Milner worked further in online services for schools and students in Australia and Japan, before being appointed Deputy Director of Learning Development Services at the University of Sunderland in 1991. In 1995, she ran a dual broadcast conference in Sydney and Sunderland via. video conferencing about technology and learning, which was one of the first of its kind.

Pioneering the ‘university for industry’ pilot in 1997 with the Institute for Public Policy Research and University of Sunderland. She published the findings of the pilot with Josh Hillman, Nick Pearce, and Mike Thorne. Milner informed the creation of learndirect and was appointed to create and lead the network with Ufi in 1999.

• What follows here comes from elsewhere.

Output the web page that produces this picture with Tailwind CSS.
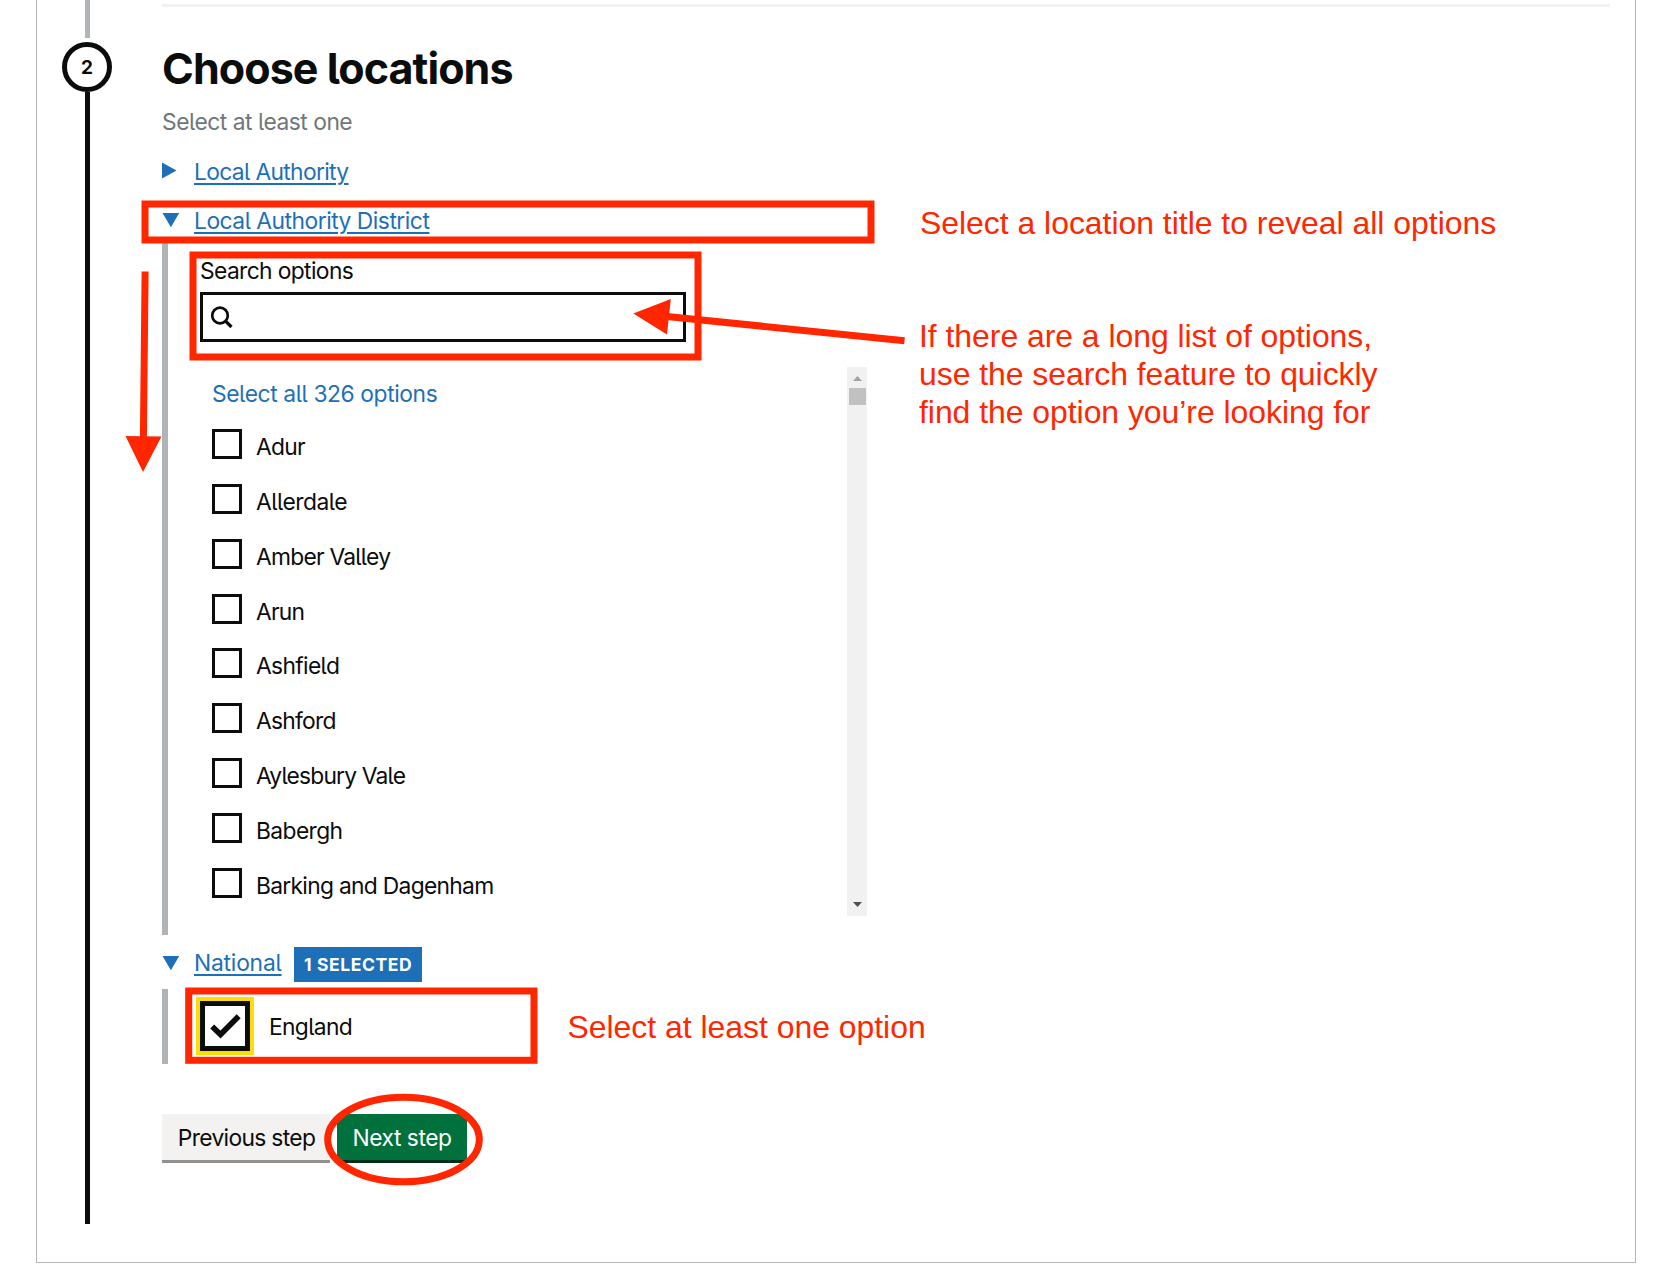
<!DOCTYPE html>
<html lang="en">
<head>
<meta charset="utf-8">
<title>Choose locations</title>
<script src="https://cdn.jsdelivr.net/npm/@tailwindcss/browser@4"></script>
</head>
<body class="bg-white">
<div class="relative h-[1286px] w-[1674px] overflow-hidden bg-white font-['Inter',sans-serif] text-[22.8px] leading-[30px] tracking-[-0.75px] whitespace-nowrap text-[#0b0c0c] [font-feature-settings:'cv05']">

  <main class="ml-9 flex h-[1263px] w-[1600px] border border-t-0 border-[#b5b7b9]">
    <!-- Step marker -->
    <div class="flex w-[125px] shrink-0 flex-col pl-[25px]">
      <div class="flex w-[51px] flex-col items-center">
        <div class="h-[38px] w-[5px] bg-[#b1b4b6]"></div>
        <div class="mt-1 mr-px flex size-[50px] items-center justify-center rounded-full border-[5px] border-[#0b0c0c] pt-0.5 text-[19px] font-bold tracking-normal">2</div>
        <div class="h-[1132px] w-[5px] bg-[#0b0c0c]"></div>
      </div>
    </div>

    <!-- Step content -->
    <section class="flex w-[1448px] flex-col pt-1">
      <div class="h-[3px] shrink-0 bg-[#f2f2f2]"></div>
      <h2 class="mt-[36px] text-[43px] leading-[50px] font-bold tracking-[-0.92px]">Choose locations</h2>
      <p class="mt-[14px] tracking-[-0.48px] text-[#6f777b]">Select at least one</p>

      <div class="mt-5 flex text-[#1d70b8]">
        <svg class="mt-[5px] h-[17px] w-8" viewBox="0 0 32 17"><path d="M0 .5 14.5 8.6 0 16.6Z" fill="#1d70b8"/></svg>
        <a class="tracking-[-0.65px] underline decoration-[1.5px] underline-offset-[3px]">Local Authority</a>
      </div>

      <div class="mt-[19px] flex text-[#1d70b8]">
        <svg class="mt-[7px] h-[15px] w-8" viewBox="0 0 32 15"><path d="M.5 0H17.2L8.9 14.3Z" fill="#1d70b8"/></svg>
        <a class="tracking-[-0.49px] underline decoration-[1.5px] underline-offset-[3px]">Local Authority District</a>
      </div>

      <div class="mt-[5px] flex h-[694px] w-[705px] flex-col border-l-[6px] border-[#b1b4b6] pt-[15px] pl-8">
        <label class="tracking-[-0.62px]">Search options</label>
        <div class="mt-[6px] flex h-[50px] w-[486px] items-center border-[3px] border-[#0b0c0c] pl-[7px]">
          <svg class="size-[23px]" viewBox="0 0 23 23" fill="none" stroke="#0b0c0c"><circle cx="10" cy="9.5" r="7.8" stroke-width="2.7"/><path d="m15.3 14.8 6.2 6.2" stroke-width="3.2"/></svg>
        </div>
        <div class="mt-[25px] flex h-[549px] w-[667px]">
          <div class="flex w-[647px] flex-col pt-3 pl-3">
            <span class="mb-[7.9px] tracking-[-0.4px] text-[#1d70b8]">Select all 326 options</span>
            <div class="flex h-[54.8px] items-center gap-[14px]"><i class="size-[30px] border-[3px] border-[#0b0c0c]"></i><span class="mt-[6px]">Adur</span></div>
            <div class="flex h-[54.8px] items-center gap-[14px]"><i class="size-[30px] border-[3px] border-[#0b0c0c]"></i><span class="mt-[6px] tracking-[-0.5px]">Allerdale</span></div>
            <div class="flex h-[54.8px] items-center gap-[14px]"><i class="size-[30px] border-[3px] border-[#0b0c0c]"></i><span class="mt-[6px]">Amber Valley</span></div>
            <div class="flex h-[54.8px] items-center gap-[14px]"><i class="size-[30px] border-[3px] border-[#0b0c0c]"></i><span class="mt-[6px]">Arun</span></div>
            <div class="flex h-[54.8px] items-center gap-[14px]"><i class="size-[30px] border-[3px] border-[#0b0c0c]"></i><span class="mt-[6px] tracking-[-0.65px]">Ashfield</span></div>
            <div class="flex h-[54.8px] items-center gap-[14px]"><i class="size-[30px] border-[3px] border-[#0b0c0c]"></i><span class="mt-[6px]">Ashford</span></div>
            <div class="flex h-[54.8px] items-center gap-[14px]"><i class="size-[30px] border-[3px] border-[#0b0c0c]"></i><span class="mt-[6px] tracking-[-0.82px]">Aylesbury Vale</span></div>
            <div class="flex h-[54.8px] items-center gap-[14px]"><i class="size-[30px] border-[3px] border-[#0b0c0c]"></i><span class="mt-[6px] tracking-[-0.6px]">Babergh</span></div>
            <div class="flex h-[54.8px] items-center gap-[14px]"><i class="size-[30px] border-[3px] border-[#0b0c0c]"></i><span class="mt-[6px] tracking-[-0.7px]">Barking and Dagenham</span></div>
          </div>
          <!-- Scrollbar -->
          <div class="flex w-5 flex-col items-center bg-[#f1f1f1] pt-[9px] pb-[9px]">
            <svg class="h-[5px] w-[9px]" viewBox="0 0 9 5"><path d="M4.5 0 9 5H0Z" fill="#a3a3a3"/></svg>
            <div class="mt-[7px] h-[17px] w-[17px] bg-[#c1c1c1]"></div>
            <svg class="mt-auto h-[5px] w-[9px]" viewBox="0 0 9 5"><path d="M0 0H9L4.5 5Z" fill="#505050"/></svg>
          </div>
        </div>
      </div>

      <div class="mt-3 flex h-[35px] text-[#1d70b8]">
        <svg class="mt-[9px] h-[15px] w-8" viewBox="0 0 32 15"><path d="M.5 0H17.2L8.9 14.3Z" fill="#1d70b8"/></svg>
        <div class="w-[100px] pt-px"><a class="tracking-[-0.2px] underline decoration-[1.5px] underline-offset-[3px]">National</a></div>
        <strong class="w-32 bg-[#1d70b8] pl-[10px] text-[17.5px] leading-[36px] font-bold tracking-[0.6px] text-white">1 SELECTED</strong>
      </div>

      <div class="mt-[7px] flex h-[75px] gap-[19px] border-l-[6px] border-[#b1b4b6] pt-3 pl-8">
        <span class="flex size-[50px] items-center justify-center border-[5px] border-[#0b0c0c] outline-4 outline-[#ffdd00]">
          <svg class="size-10 shrink-0" viewBox="0 0 40 40"><path d="m7.2 20.5 8.3 8L33.7 10.2" fill="none" stroke="#0b0c0c" stroke-width="5.6"/></svg>
        </span>
        <span class="leading-[52px] tracking-[-0.65px]">England</span>
      </div>

      <div class="mt-[50px] flex gap-[7px]">
        <button class="h-[46px] w-[168px] bg-[#f3f2f1] pt-0.5 pl-px tracking-[-0.66px] shadow-[0_3px_0_#929191]">Previous step</button>
        <button class="h-[46px] w-[130px] bg-[#00703c] pt-0.5 tracking-[-0.45px] text-white shadow-[0_3px_0_#002d18]">Next step</button>
      </div>
    </section>
  </main>

  <!-- Callouts drawn over the form -->
  <svg class="absolute inset-0 h-[1286px] w-[1674px]" viewBox="0 0 1674 1286" fill="none" stroke="#ff2600" stroke-width="7">
    <rect x="145" y="204" width="726" height="36"/>
    <rect x="193" y="255" width="505" height="102"/>
    <rect x="188.7" y="991" width="345.3" height="69.3"/>
    <ellipse cx="403.5" cy="1139.5" rx="75.8" ry="42.3"/>
    <path d="M145.1 271.5 143.4 438M904.5 340.7 667 316.5"/>
    <path d="M125.5 436 161.5 436.5 143 472ZM633.3 313.5 670.8 299 667 334.5Z" fill="#ff2600" stroke="none"/>
  </svg>
  <div class="absolute inset-0 font-['Liberation_Sans',Arial,sans-serif] text-[31.9px] leading-[38px] tracking-normal text-[#ff2600]">
    <p class="absolute top-[204px] left-[920px]">Select a location title to reveal all options</p>
    <p class="absolute top-[317px] left-[919px] tracking-[-0.02px]">If there are a long list of options,<br>use the search feature to quickly<br>find the option you’re looking for</p>
    <p class="absolute top-[1008px] left-[567.5px]">Select at least one option</p>
  </div>
</div>
</body>
</html>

Milner created an autonomous delivery unit for the UK online centres network while working at Ufi, before establishing Tinder Foundation (first as Online Centres Foundation) in 2011 to manage the UK online centres contract as a separate business. In July 2013, Online Centres Foundation became known as the Tinder Foundation to reflect the widening remit of the organisation, including community action and digital strategy as well as digital inclusion and learning.

Tinder Foundation and its subsidiary products such as Learn My Way, Community How To and the Digihousing Hub has helped over 1.5 million people gain basic digital skills and use the internet to improve their lives by 2015, and more than 100,000 people back into employment. Milner's work has allowed for collaboration with NHS England, EE, TalkTalk, Vodafone, Facebook and Google.

In 2013 Helen was asked by the Speaker of the House of Commons, John Bercow, to be a Commissioner on The Speaker's Commission on Digital Democracy. The Commission published its report "Open Up" in January 2015. Helen Milner gave the Annual Lecture on Digital Democracy for Digital Leaders in February 2015.

In November 2014 Milner gave a speech at TEDx in Sheffield.

In 2014 – 2015, Milner was a member of the Strategic Group advising on the creation of the Strategy for Public Libraries in Scotland, 2015 – 2020.

==Awards and achievements==

In 2012, Milner was inducted into the British Interactive Media Association's Digital Hall of Fame for the 20 most influential Britons working in digital.

In 2014, Milner was listed as number 25th most influential person in UK IT by Computer Weekly.

Milner was a Commissioner for Social Mobility for Brent Council.

Since November 2013 Milner is a member of The House of Commons Speaker's Commission for Digital Democracy.

In June 2015 Milner was appointed an OBE for services to digital inclusion in the Queen's Birthday Honours List.

Milner speaks at numerous digital conferences and events, and is a judge for the tech4good awards as well as the tenant association TPAS Awards.

==Other interests==

Outside of her career, Milner has dedicated much of her time to helping others too, and is a prominent volunteer and political activist in her Sheffield community. She helped set up a cafe at education charity Whirlow Hall Farm.